Slideshow

Written Down or Visualise - Which Way to Goal Success?

by Rhian Sherrington on 17th Nov 2014

We all know that having and achieving goals is an important aspect of living a fulfilling and meaningful life. It gives us confidence and motivation. It allows us to recognise accomplishments in our lives, something many of us can find hard to do. For many people, just giving ourselves permission to have goals can be a barrier. For others, trying to realise their dreams and ambitions brings them face to face to enemy number one, fear - of failure, of being judged, of being too successful - the list is endless. 

Successful goal achievement is the one of the fundamental benefits of working with a coach. We help you identify not just any old goal but powerful, inspiring goals that are congruent to who you really are and what’s truly important to you. We enable you to work out where it is you want to go by getting your vision crystal clear and using that to work for you as a powerful motivator for action.

Once we’re proficient with setting congruent goals, the next important step is understanding how we should be using them to greatest effect.
 
For many, it’s writing them down that is the essential component. Whilst the popularly quoted study about Harvard students is a myth, a study undertaken at Dominican University does support the belief that those who write them down and create some accountability towards achieving them (either by sharing with a friend or coach), will be significantly more successful in accomplishing them.

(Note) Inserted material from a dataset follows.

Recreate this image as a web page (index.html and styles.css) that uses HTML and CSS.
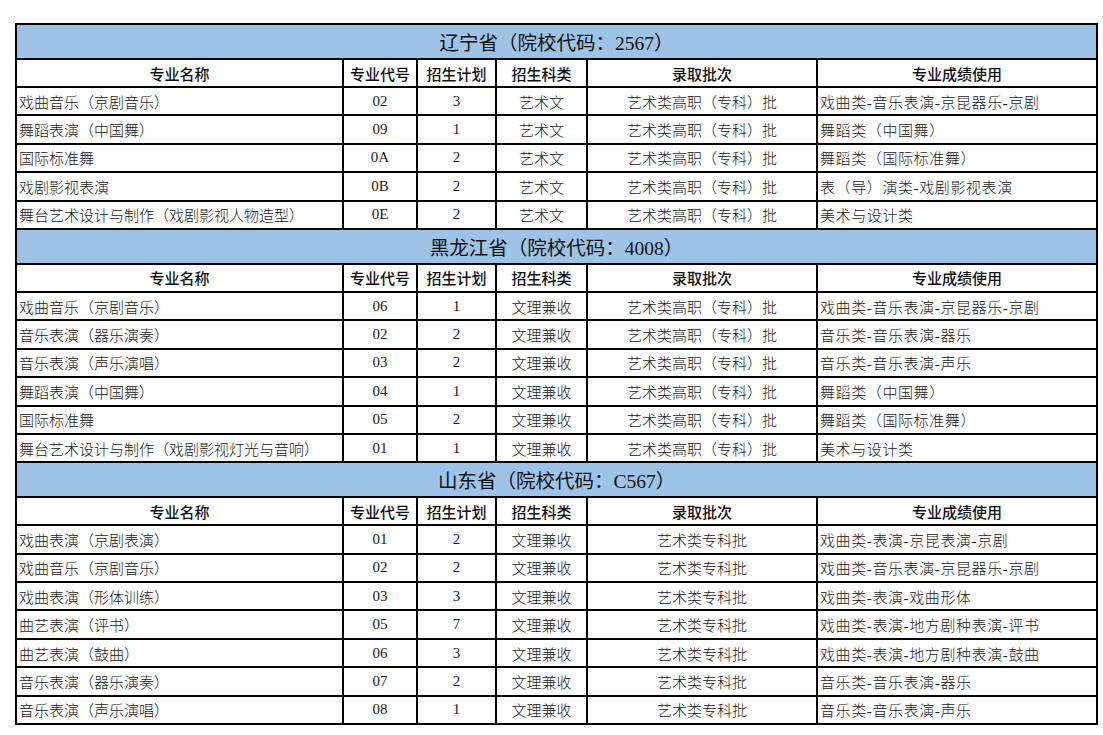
FILE: index.html
```html
<!DOCTYPE html>
<html lang="zh">
<head>
<meta charset="utf-8">
<title>招生计划</title>
<link rel="stylesheet" href="styles.css">
</head>
<body>
<table class="plan">
  <colgroup>
    <col class="c1"><col class="c2"><col class="c3"><col class="c4"><col class="c5"><col class="c6">
  </colgroup>
  <tbody>
    <tr class="title"><td colspan="6">辽宁省（院校代码：2567）</td></tr>
    <tr class="head"><td>专业名称</td><td>专业代号</td><td>招生计划</td><td>招生科类</td><td>录取批次</td><td>专业成绩使用</td></tr>
    <tr class="row"><td class="l">戏曲音乐（京剧音乐）</td><td>02</td><td>3</td><td>艺术文</td><td>艺术类高职（专科）批</td><td class="l">戏曲类-音乐表演-京昆器乐-京剧</td></tr>
    <tr class="row"><td class="l">舞蹈表演（中国舞）</td><td>09</td><td>1</td><td>艺术文</td><td>艺术类高职（专科）批</td><td class="l">舞蹈类（中国舞）</td></tr>
    <tr class="row"><td class="l">国际标准舞</td><td>0A</td><td>2</td><td>艺术文</td><td>艺术类高职（专科）批</td><td class="l">舞蹈类（国际标准舞）</td></tr>
    <tr class="row"><td class="l">戏剧影视表演</td><td>0B</td><td>2</td><td>艺术文</td><td>艺术类高职（专科）批</td><td class="l">表（导）演类-戏剧影视表演</td></tr>
    <tr class="row"><td class="l">舞台艺术设计与制作（戏剧影视人物造型）</td><td>0E</td><td>2</td><td>艺术文</td><td>艺术类高职（专科）批</td><td class="l">美术与设计类</td></tr>

    <tr class="title"><td colspan="6">黑龙江省（院校代码：4008）</td></tr>
    <tr class="head"><td>专业名称</td><td>专业代号</td><td>招生计划</td><td>招生科类</td><td>录取批次</td><td>专业成绩使用</td></tr>
    <tr class="row"><td class="l">戏曲音乐（京剧音乐）</td><td>06</td><td>1</td><td>文理兼收</td><td>艺术类高职（专科）批</td><td class="l">戏曲类-音乐表演-京昆器乐-京剧</td></tr>
    <tr class="row"><td class="l">音乐表演（器乐演奏）</td><td>02</td><td>2</td><td>文理兼收</td><td>艺术类高职（专科）批</td><td class="l">音乐类-音乐表演-器乐</td></tr>
    <tr class="row"><td class="l">音乐表演（声乐演唱）</td><td>03</td><td>2</td><td>文理兼收</td><td>艺术类高职（专科）批</td><td class="l">音乐类-音乐表演-声乐</td></tr>
    <tr class="row"><td class="l">舞蹈表演（中国舞）</td><td>04</td><td>1</td><td>文理兼收</td><td>艺术类高职（专科）批</td><td class="l">舞蹈类（中国舞）</td></tr>
    <tr class="row"><td class="l">国际标准舞</td><td>05</td><td>2</td><td>文理兼收</td><td>艺术类高职（专科）批</td><td class="l">舞蹈类（国际标准舞）</td></tr>
    <tr class="row"><td class="l">舞台艺术设计与制作（戏剧影视灯光与音响）</td><td>01</td><td>1</td><td>文理兼收</td><td>艺术类高职（专科）批</td><td class="l">美术与设计类</td></tr>

    <tr class="title"><td colspan="6">山东省（院校代码：C567）</td></tr>
    <tr class="head"><td>专业名称</td><td>专业代号</td><td>招生计划</td><td>招生科类</td><td>录取批次</td><td>专业成绩使用</td></tr>
    <tr class="row"><td class="l">戏曲表演（京剧表演）</td><td>01</td><td>2</td><td>文理兼收</td><td>艺术类专科批</td><td class="l">戏曲类-表演-京昆表演-京剧</td></tr>
    <tr class="row"><td class="l">戏曲音乐（京剧音乐）</td><td>02</td><td>2</td><td>文理兼收</td><td>艺术类专科批</td><td class="l">戏曲类-音乐表演-京昆器乐-京剧</td></tr>
    <tr class="row"><td class="l">戏曲表演（形体训练）</td><td>03</td><td>3</td><td>文理兼收</td><td>艺术类专科批</td><td class="l">戏曲类-表演-戏曲形体</td></tr>
    <tr class="row"><td class="l">曲艺表演（评书）</td><td>05</td><td>7</td><td>文理兼收</td><td>艺术类专科批</td><td class="l">戏曲类-表演-地方剧种表演-评书</td></tr>
    <tr class="row"><td class="l">曲艺表演（鼓曲）</td><td>06</td><td>3</td><td>文理兼收</td><td>艺术类专科批</td><td class="l">戏曲类-表演-地方剧种表演-鼓曲</td></tr>
    <tr class="row"><td class="l">音乐表演（器乐演奏）</td><td>07</td><td>2</td><td>文理兼收</td><td>艺术类专科批</td><td class="l">音乐类-音乐表演-器乐</td></tr>
    <tr class="row"><td class="l">音乐表演（声乐演唱）</td><td>08</td><td>1</td><td>文理兼收</td><td>艺术类专科批</td><td class="l">音乐类-音乐表演-声乐</td></tr>
  </tbody>
</table>
</body>
</html>
```

FILE: styles.css
```css
html, body {
  margin: 0;
  padding: 0;
  background: #ffffff;
  overflow: hidden;
}

body {
  padding: 23px 0 0 15px;
  font-family: "Liberation Serif", "Noto Sans CJK SC", serif;
  color: #111111;
}

.plan {
  border-collapse: collapse;
  table-layout: fixed;
  width: 1082px;
  border: 2px solid #000;
}

.c1 { width: 327px; }
.c2 { width: 74px; }
.c3 { width: 79px; }
.c4 { width: 91px; }
.c5 { width: 230px; }
.c6 { width: 280px; }

.plan td {
  border: 2px solid #000;
  padding: 0 2px;
  text-align: center;
  white-space: nowrap;
  overflow: hidden;
}

.plan td.l {
  text-align: left;
}

.plan td.l:last-child {
  letter-spacing: 0.6px;
}

.title td {
  height: 33px;
  background: #9dc3e6;
  font-size: 19.5px;
  font-weight: 400;
  color: #111;
}

.head td {
  height: 26px;
  font-family: "Noto Sans CJK SC", sans-serif;
  font-size: 15px;
  font-weight: 500;
  color: #111;
}

.row td {
  height: 26.4px;
  font-size: 15px;
  font-weight: 300;
  color: #1a1a1a;
}
```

Many others put tremendous store in visualising goals, seeing the mental preparation in our minds eye as being a key part of attracting that into our field (think Law of Attraction). It’s also seen as a vital means of training our subconscious to align our decisions and actions with what it is we want to achieve. Visualisation, without doubt, is a very powerful tool that many highly successful Olympic athletes, speakers and business people use. But can you rely on visualisation alone?
 
One research study reported by Amy Brann in her acclaimed book  'Make Your Brain Work' examined the improvements in finger muscle tone in groups of people who actually did the finger exercising compared to those who just visualised it happening. Amazingly enough, the later group of visualizers saw a 22% increase in muscle tone over the study period compared to a 20% increase in muscle tone of those who actually did the exercising…

 
From seeing the success in the clients I work with, and from personal experience, I’d say if you were to combine the two techniques, you’re going to be flying - and getting real results.